There remains for consideration the question of whether the special acts relied on by the county authorized its action notwithstanding existence of plaintiffs' privately owned water system in the area. The special acts relied on empowered the county to construct and operate the water system. Those special acts do not contain a provision, such as the one appearing in § 153.04 of the general act, prohibiting the county from moving in on a territory already served by a privately owned facility. In the absence thereof, and in absence of a showing that, the existing privately owned facility operated under a franchise which was exclusive even as to the county or a showing of an effective contract by the county not to compete, there was no impediment on the county to create and operate its own system under the authority granted in the enabling special acts.

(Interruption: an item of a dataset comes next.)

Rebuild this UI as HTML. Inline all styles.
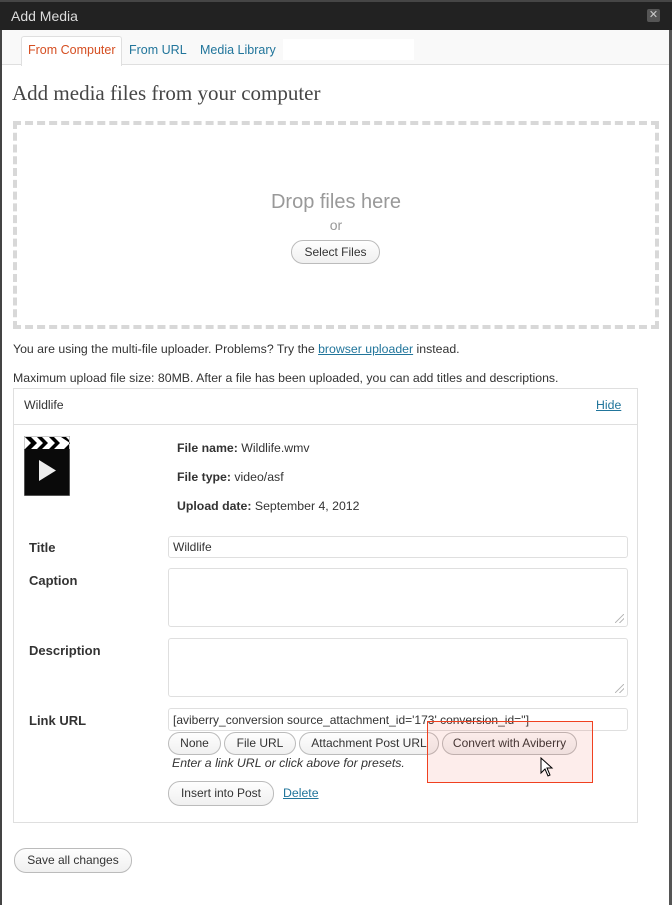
<!DOCTYPE html>
<html><head><meta charset="utf-8"><style>
*{box-sizing:border-box;margin:0;padding:0}
body{width:672px;height:905px;background:#fff;position:relative;overflow:hidden;font-family:"Liberation Sans",Arial,sans-serif;font-size:12.3px;color:#333}
.a{position:absolute}
.btn{position:absolute;height:23px;border:1px solid #bbb;border-radius:12px;background:linear-gradient(#fefefe,#f0f0f0);font-size:12px;color:#333;text-align:center;line-height:21px;white-space:nowrap}
.inp{position:absolute;border:1px solid #dfdfdf;border-radius:3px;background:#fff}
.lbl{position:absolute;left:29px;font-weight:bold;font-size:13px;color:#333}
a{color:#21759b}
.grip{position:absolute;right:3px;bottom:3px;width:9px;height:9px;background:linear-gradient(135deg,transparent 45%,#bbb 45%,#bbb 55%,transparent 55%,transparent 70%,#bbb 70%,#bbb 80%,transparent 80%)}
</style></head><body>
<div class="a" style="left:0;top:0;width:672px;height:905px;border-left:2px solid #444;border-right:3px solid #555"></div>
<div class="a" style="left:0;top:0;width:672px;height:30px;background:#222;border-top:2px solid #464646"></div>
<div class="a" style="left:11px;top:8px;color:#ddd;font-size:14px">Add Media</div>
<div class="a" style="left:647px;top:9px;width:13px;height:13px;background:#555;border-radius:2px;color:#ccc;font-size:11px;line-height:13px;text-align:center">✕</div>
<div class="a" style="left:2px;top:30px;width:667px;height:35px;background:#f9f9f9;border-bottom:1px solid #dfdfdf"></div>
<div class="a" style="left:21px;top:36px;width:101px;height:30px;background:#fff;border:1px solid #dfdfdf;border-bottom:none;border-radius:3px 3px 0 0"></div>
<div class="a" style="left:28px;top:43px;color:#d54e21;font-size:12.5px">From Computer</div>
<div class="a" style="left:129px;top:43px;color:#21759b;font-size:12.5px">From URL</div>
<div class="a" style="left:200px;top:43px;color:#21759b;font-size:12.5px">Media Library</div>
<div class="a" style="left:283px;top:39px;width:131px;height:21px;background:#fff"></div>
<div class="a" style="left:12px;top:81px;font-family:'Liberation Serif',Georgia,serif;font-size:21px;color:#464646">Add media files from your computer</div>
<div class="a" style="left:13px;top:121px;width:646px;height:208px;border:4px dashed #d8d8d8"></div>
<div class="a" style="left:13px;top:191px;width:646px;text-align:center;font-size:20px;color:#999">Drop files here</div>
<div class="a" style="left:13px;top:217px;width:646px;text-align:center;font-size:14px;color:#999">or</div>
<div class="btn" style="left:291px;top:240px;width:89px;height:24px;line-height:22px">Select Files</div>
<div class="a" style="left:13px;top:342px">You are using the multi-file uploader. Problems? Try the <a href="#">browser uploader</a> instead.</div>
<div class="a" style="left:13px;top:371px">Maximum upload file size: 80MB. After a file has been uploaded, you can add titles and descriptions.</div>
<div class="a" style="left:13px;top:388px;width:625px;height:435px;border:1px solid #dfdfdf"></div>
<div class="a" style="left:14px;top:424px;width:623px;height:1px;background:#dfdfdf"></div>
<div class="a" style="left:24px;top:398px">Wildlife</div>
<div class="a" style="left:596px;top:398px"><a href="#">Hide</a></div>
<svg class="a" style="left:24px;top:436px" width="46" height="60" viewBox="0 0 46 60">
<rect x="0" y="0" width="46" height="60" fill="#111" stroke="#999" stroke-width="1"/>
<rect x="0.5" y="0.5" width="45" height="13" fill="#fff"/>
<path d="M1 1h6l6 6-6 6H1l6-6z M13 1h5l6 6-6 6h-5l6-6z M25 1h5l6 6-6 6h-5l6-6z M37 1h5l3 3v9h-5l6-6z" fill="#000"/>
<rect x="0.5" y="13" width="45" height="46.5" fill="#0a0a0a"/>
<path d="M15 24v21l17-10.5z" fill="#eee"/>
</svg>
<div class="a" style="left:177px;top:441px"><b>File name:</b> Wildlife.wmv</div>
<div class="a" style="left:177px;top:470px"><b>File type:</b> video/asf</div>
<div class="a" style="left:177px;top:499px"><b>Upload date:</b> September 4, 2012</div>
<div class="lbl" style="top:540px">Title</div>
<div class="inp" style="left:168px;top:536px;width:460px;height:22px;padding:3px 4px;font-size:12px">Wildlife</div>
<div class="lbl" style="top:573px">Caption</div>
<div class="inp" style="left:168px;top:568px;width:460px;height:59px"><div class="grip"></div></div>
<div class="lbl" style="top:643px">Description</div>
<div class="inp" style="left:168px;top:638px;width:460px;height:59px"><div class="grip"></div></div>
<div class="lbl" style="top:713px">Link URL</div>
<div class="inp" style="left:168px;top:708px;width:460px;height:23px;padding:4px 4px;font-size:12px;white-space:nowrap;overflow:hidden">[aviberry_conversion source_attachment_id='173' conversion_id='']</div>
<div class="btn" style="left:168px;top:732px;width:53px">None</div>
<div class="btn" style="left:224px;top:732px;width:72px">File URL</div>
<div class="btn" style="left:299px;top:732px;width:140px">Attachment Post URL</div>
<div class="btn" style="left:442px;top:732px;width:135px">Convert with Aviberry</div>
<div class="a" style="left:427px;top:721px;width:166px;height:62px;border:1px solid #f04020;background:rgba(240,80,60,0.1)"></div>
<svg class="a" style="left:540px;top:757px" width="14" height="22" viewBox="0 0 14 22"><path d="M1 1v15l4-4 3 7 2-1-3-7h5z" fill="#fff" stroke="#000" stroke-width="1"/></svg>
<div class="a" style="left:172px;top:756px;font-style:italic">Enter a link URL or click above for presets.</div>
<div class="btn" style="left:168px;top:781px;width:106px;height:25px;line-height:23px">Insert into Post</div>
<div class="a" style="left:283px;top:786px"><a href="#">Delete</a></div>
<div class="btn" style="left:14px;top:848px;width:118px;height:25px;line-height:23px">Save all changes</div>
</body></html>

Lehigh Water Company v. Borough of Easton, 1887, 121 U.S. 388, 7 S.Ct. 916, 30 L.Ed. 1059; Helena Waterworks Co. v. Helena, 1904, 195 U.S. 383, 25 S.Ct. 40, 49 L.Ed. 245; Knoxvill Water Co. v. Knoxville, 1906, 200 U.S. 22, 26 S.Ct. 224, 50 L.Ed. 353; Mayor, etc., of City of Meridian v. Farmers' L. T. Co., 143 F. 67, (C.C.A. 5th, 1906); Copeland v. City of Waldport, 1934, 147 Or. 60, 31 P.2d 670; 56 Am.Jur., Water Works, § 14; 94 C.J.S. Water § 252; Annot. 114 A.L.R. 192.
For the reasons stated the order appealed from should be and hereby is affirmed.
SHANNON, C.J., and SMITH, J., concur.